As the title suggests, Orient and Occident juxtaposes music from East and West. There’s an award-winning rival recording on ECM, which also includes the Wallfahrstlied (ECM 472 080-2). I haven’t heard it, though it has been well received, not least by Tony Haywood – review. I can’t imagine that it improves on Risto Joost and his team in either work.
 
This performance of Nunc dimittis is up against strong competition from Polyphony and Stephen Layton on Hyperion CDA30013. Layton’s mid-price release is in Hyperion’s 30th anniversary series. The Nunc dimittis is coupled with Triodion, Salve Regina and other works, which I described as ‘a very valuable collection of Pärt’s distinctive, often complex, but approachable choral music’ in my October 2010 Download Roundup. Joost takes a minute less than Layton, whose 7:33 is exactly the same as Joost’s erstwhile self on Estonian Records. It’s not the fastest time on record – Noel Edison and the Elora Festival Singers on a Naxos recording take 6:19 (8.570239 – review). It doesn’t sound in any way rushed.
 
Under Layton’s direction the music emerges as it were from nowhere, which is fine for a late-evening canticle (Evensong or Compline), but the delicacy of his performance masks the words until about half way through, so that we obtain merely a sensation of their meaning. That’s perhaps taking what I’ve described as the ethereal aspect of Pärt’s music to extremes. I very much like the way that the performance is shaped to be a journey from silence to acclamation and back into silence - from darkness to light and from light to repose.
 
Joost allows the tempo and volume to increase rather earlier than Layton, though the words are still almost as hard to hear at first.

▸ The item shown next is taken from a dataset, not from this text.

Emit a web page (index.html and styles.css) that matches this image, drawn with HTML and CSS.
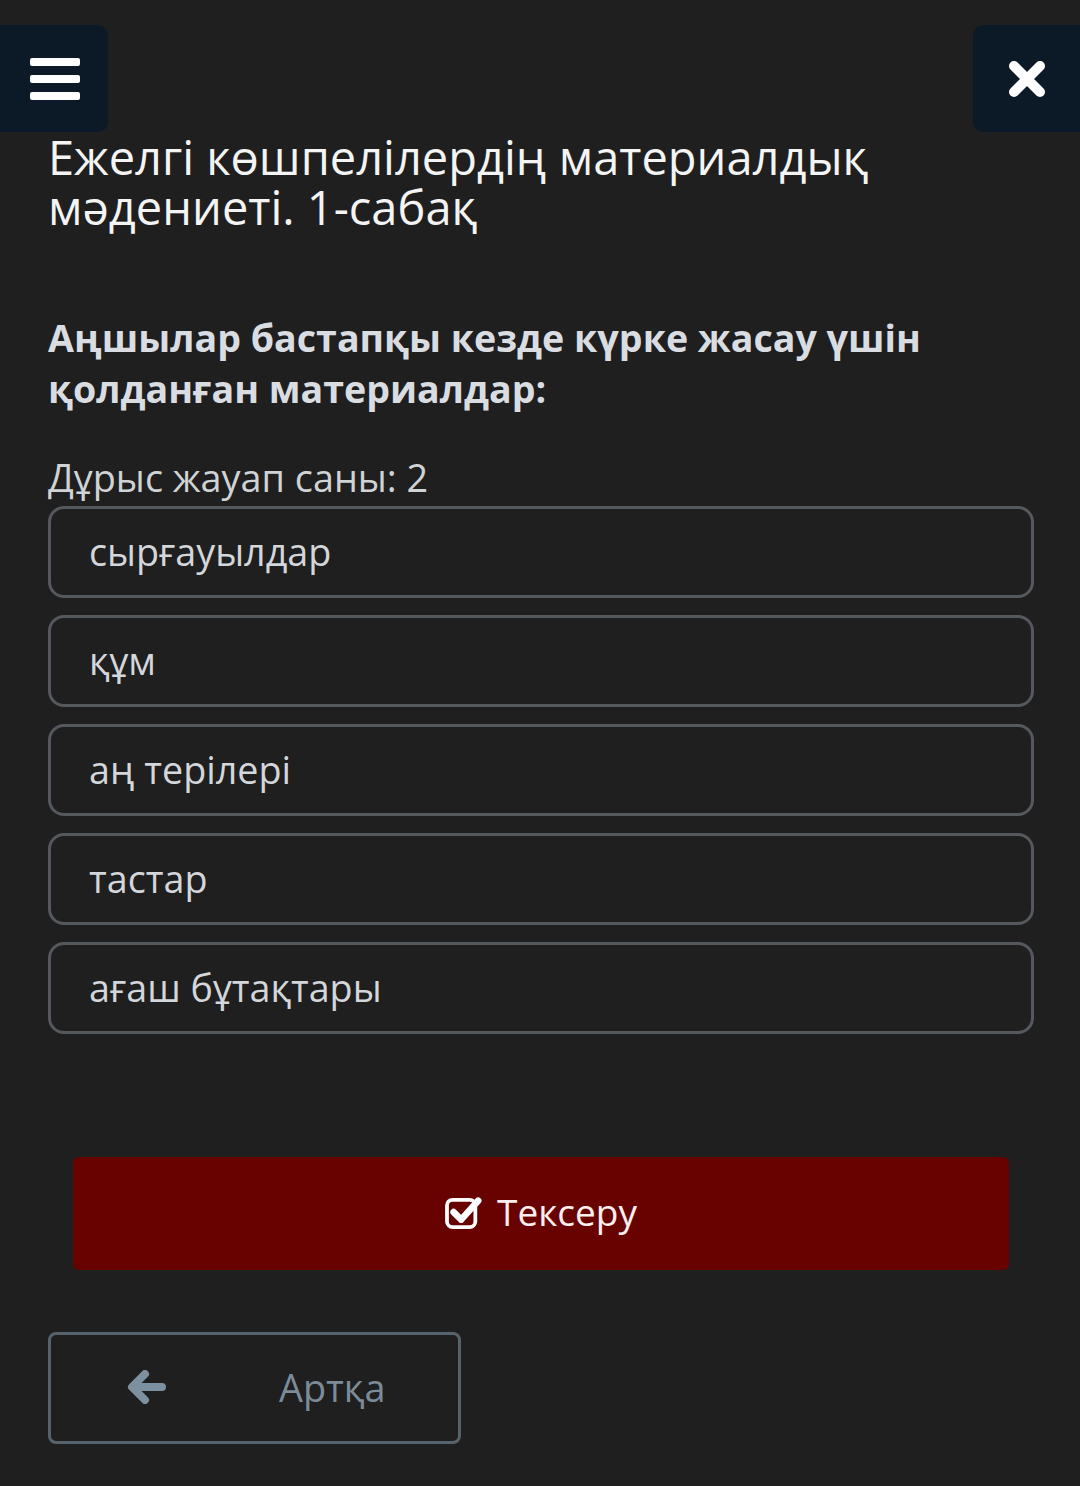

It’s only by comparison with Layton, however, that I find this performance slightly less moving; the singing is just as fine and some will prefer the slightly faster pace and slightly greater audibility of the text.
 
Fratres exists in six different versions: if you want them all, you’ll find them with Cantus, Summa and Festina lente, on Telarc CD80387: I Fiamminghi conducted by Rudolf Werthen. It’s a work that has been recorded many times but this version, with violin solo admirably performed, can stand on its own against the best of them.
 
The basic concept is mathematical – variations on a chant-like theme. The result is as hypnotic as any of Pärt’s music. Though it’s the earliest of the works here, it heraldedPärt’s ‘new’ style and is perfectly in keeping with the rest of the music. Though Joost is a little faster than on his earlier recording in most of the music on Globe, he’s slightly slower than the performance of the strings and percussion version of Fratres on The Very Best of Arvo Pärt, an inexpensive EMI twofer which Rob Barnett praised – review. RB speaks of the Tallis-like intensity of the music – perhaps he was thinking especially of the Vaughan Williams Tallis Fantasia, which this performance certainly brings to mind. I can’t imagine the music being better done.
 
Like the Nunc Dimittis, Pärt’s setting of the morning canticle Te Deum arises as if from nothing. Don’t expect this to be as approachable as Fratres or to sound like an outburst of praise. Even the hymn of the cherubim and seraphim, Sanctus, sounds contemplative rather than acclamatory. The music bursts into life at the following words: Pleni sunt cæli et terra majestatis gloriæ tuæ – heaven and earth are full of the majesty of thy glory – before returning to contemplation, a pattern regularly repeated throughout this piece.
 
The work is over-long for liturgical use but it leaves a powerful impression in a performance as intense as that here. Joost was wise not to push the tempo any more than on his earlier recording. In the 1990s Pärt avoided the obvious step of revising his 1984/5 Te Deum in fulfilling a commission from the City of Milan to celebrate the anniversary of the death of St Ambrose, the putative author of the Te Deum. He set instead an Italian text commemorating the origin of the canticle, Dopo la vittoria. It’s included with Nunc Dimittis on the Hyperion recording of Triodion to which I’ve referred. It was worth the wait for this 2007 revision of the Latin text.
 
The recorded sound is very good throughout. Although the acoustic is rather resonant, it’s marginally clearer in the Nunc Dimittis than the Hyperion, though that’s partly due to the difference in interpretations.
 
The notes are brief but informative and all the texts and translations are included, though a few typos have crept in here: ‘venerator’ for ‘veneratur’ in the Te Deum; ‘they people Israel’ in the Nunc Dimittis.